__WHAT TO DO__: Without including any pictures, write out the listing below exactly.

- - -

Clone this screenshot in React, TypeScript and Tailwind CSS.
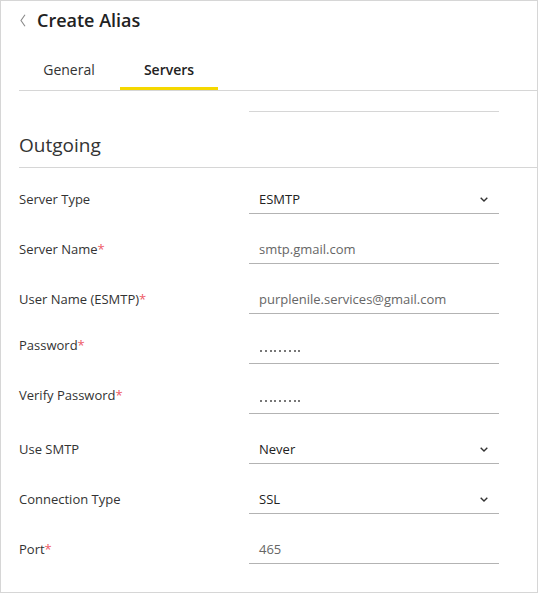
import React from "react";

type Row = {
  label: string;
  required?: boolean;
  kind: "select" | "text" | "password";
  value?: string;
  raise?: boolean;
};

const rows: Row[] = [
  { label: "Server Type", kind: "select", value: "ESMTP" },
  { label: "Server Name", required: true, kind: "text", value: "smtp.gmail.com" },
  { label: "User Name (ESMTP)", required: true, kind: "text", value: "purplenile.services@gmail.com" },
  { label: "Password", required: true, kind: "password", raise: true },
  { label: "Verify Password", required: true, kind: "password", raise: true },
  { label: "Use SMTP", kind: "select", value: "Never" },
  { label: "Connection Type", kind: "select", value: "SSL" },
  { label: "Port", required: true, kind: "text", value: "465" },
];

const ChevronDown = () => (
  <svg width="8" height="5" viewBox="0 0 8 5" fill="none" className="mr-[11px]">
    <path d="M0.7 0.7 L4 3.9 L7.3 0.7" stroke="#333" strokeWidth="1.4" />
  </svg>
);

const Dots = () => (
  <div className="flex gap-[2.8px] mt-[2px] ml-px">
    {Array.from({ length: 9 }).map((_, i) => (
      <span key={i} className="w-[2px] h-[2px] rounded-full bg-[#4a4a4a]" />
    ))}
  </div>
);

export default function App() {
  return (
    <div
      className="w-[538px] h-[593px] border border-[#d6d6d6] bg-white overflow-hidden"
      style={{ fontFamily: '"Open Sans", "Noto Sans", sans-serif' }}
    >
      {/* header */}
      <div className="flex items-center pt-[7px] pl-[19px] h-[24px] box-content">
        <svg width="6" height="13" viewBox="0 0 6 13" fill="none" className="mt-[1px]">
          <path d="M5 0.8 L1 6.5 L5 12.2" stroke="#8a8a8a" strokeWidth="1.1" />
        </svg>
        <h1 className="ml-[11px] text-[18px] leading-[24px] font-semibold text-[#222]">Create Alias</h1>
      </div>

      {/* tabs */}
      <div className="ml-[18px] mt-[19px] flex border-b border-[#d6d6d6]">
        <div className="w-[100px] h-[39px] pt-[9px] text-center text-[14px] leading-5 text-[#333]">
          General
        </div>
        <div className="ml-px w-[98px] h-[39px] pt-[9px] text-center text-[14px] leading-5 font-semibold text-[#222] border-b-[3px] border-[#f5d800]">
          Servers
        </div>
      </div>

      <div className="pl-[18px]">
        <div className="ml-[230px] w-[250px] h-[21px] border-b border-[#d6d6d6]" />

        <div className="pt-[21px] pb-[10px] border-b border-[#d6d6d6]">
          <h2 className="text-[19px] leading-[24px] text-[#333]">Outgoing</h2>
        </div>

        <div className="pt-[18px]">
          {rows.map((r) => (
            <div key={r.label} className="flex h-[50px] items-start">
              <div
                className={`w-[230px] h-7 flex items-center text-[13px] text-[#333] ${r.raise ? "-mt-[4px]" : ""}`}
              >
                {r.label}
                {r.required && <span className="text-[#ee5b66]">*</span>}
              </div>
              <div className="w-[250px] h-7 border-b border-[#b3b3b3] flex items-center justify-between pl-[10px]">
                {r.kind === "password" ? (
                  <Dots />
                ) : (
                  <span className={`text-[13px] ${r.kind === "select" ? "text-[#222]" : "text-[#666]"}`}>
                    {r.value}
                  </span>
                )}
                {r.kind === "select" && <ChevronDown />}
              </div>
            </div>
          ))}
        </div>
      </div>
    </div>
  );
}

- - -

__EXERCISE OUTPUT__:
Clone this screenshot in React, TypeScript and Tailwind CSS.
import React from "react";

type Row = {
  label: string;
  required?: boolean;
  kind: "select" | "text" | "password";
  value?: string;
  raise?: boolean;
};

const rows: Row[] = [
  { label: "Server Type", kind: "select", value: "ESMTP" },
  { label: "Server Name", required: true, kind: "text", value: "smtp.gmail.com" },
  { label: "User Name (ESMTP)", required: true, kind: "text", value: "purplenile.services@gmail.com" },
  { label: "Password", required: true, kind: "password", raise: true },
  { label: "Verify Password", required: true, kind: "password", raise: true },
  { label: "Use SMTP", kind: "select", value: "Never" },
  { label: "Connection Type", kind: "select", value: "SSL" },
  { label: "Port", required: true, kind: "text", value: "465" },
];

const ChevronDown = () => (
  <svg width="8" height="5" viewBox="0 0 8 5" fill="none" className="mr-[11px]">
    <path d="M0.7 0.7 L4 3.9 L7.3 0.7" stroke="#333" strokeWidth="1.4" />
  </svg>
);

const Dots = () => (
  <div className="flex gap-[2.8px] mt-[2px] ml-px">
    {Array.from({ length: 9 }).map((_, i) => (
      <span key={i} className="w-[2px] h-[2px] rounded-full bg-[#4a4a4a]" />
    ))}
  </div>
);

export default function App() {
  return (
    <div
      className="w-[538px] h-[593px] border border-[#d6d6d6] bg-white overflow-hidden"
      style={{ fontFamily: '"Open Sans", "Noto Sans", sans-serif' }}
    >
      {/* header */}
      <div className="flex items-center pt-[7px] pl-[19px] h-[24px] box-content">
        <svg width="6" height="13" viewBox="0 0 6 13" fill="none" className="mt-[1px]">
          <path d="M5 0.8 L1 6.5 L5 12.2" stroke="#8a8a8a" strokeWidth="1.1" />
        </svg>
        <h1 className="ml-[11px] text-[18px] leading-[24px] font-semibold text-[#222]">Create Alias</h1>
      </div>

      {/* tabs */}
      <div className="ml-[18px] mt-[19px] flex border-b border-[#d6d6d6]">
        <div className="w-[100px] h-[39px] pt-[9px] text-center text-[14px] leading-5 text-[#333]">
          General
        </div>
        <div className="ml-px w-[98px] h-[39px] pt-[9px] text-center text-[14px] leading-5 font-semibold text-[#222] border-b-[3px] border-[#f5d800]">
          Servers
        </div>
      </div>

      <div className="pl-[18px]">
        <div className="ml-[230px] w-[250px] h-[21px] border-b border-[#d6d6d6]" />

        <div className="pt-[21px] pb-[10px] border-b border-[#d6d6d6]">
          <h2 className="text-[19px] leading-[24px] text-[#333]">Outgoing</h2>
        </div>

        <div className="pt-[18px]">
          {rows.map((r) => (
            <div key={r.label} className="flex h-[50px] items-start">
              <div
                className={`w-[230px] h-7 flex items-center text-[13px] text-[#333] ${r.raise ? "-mt-[4px]" : ""}`}
              >
                {r.label}
                {r.required && <span className="text-[#ee5b66]">*</span>}
              </div>
              <div className="w-[250px] h-7 border-b border-[#b3b3b3] flex items-center justify-between pl-[10px]">
                {r.kind === "password" ? (
                  <Dots />
                ) : (
                  <span className={`text-[13px] ${r.kind === "select" ? "text-[#222]" : "text-[#666]"}`}>
                    {r.value}
                  </span>
                )}
                {r.kind === "select" && <ChevronDown />}
              </div>
            </div>
          ))}
        </div>
      </div>
    </div>
  );
}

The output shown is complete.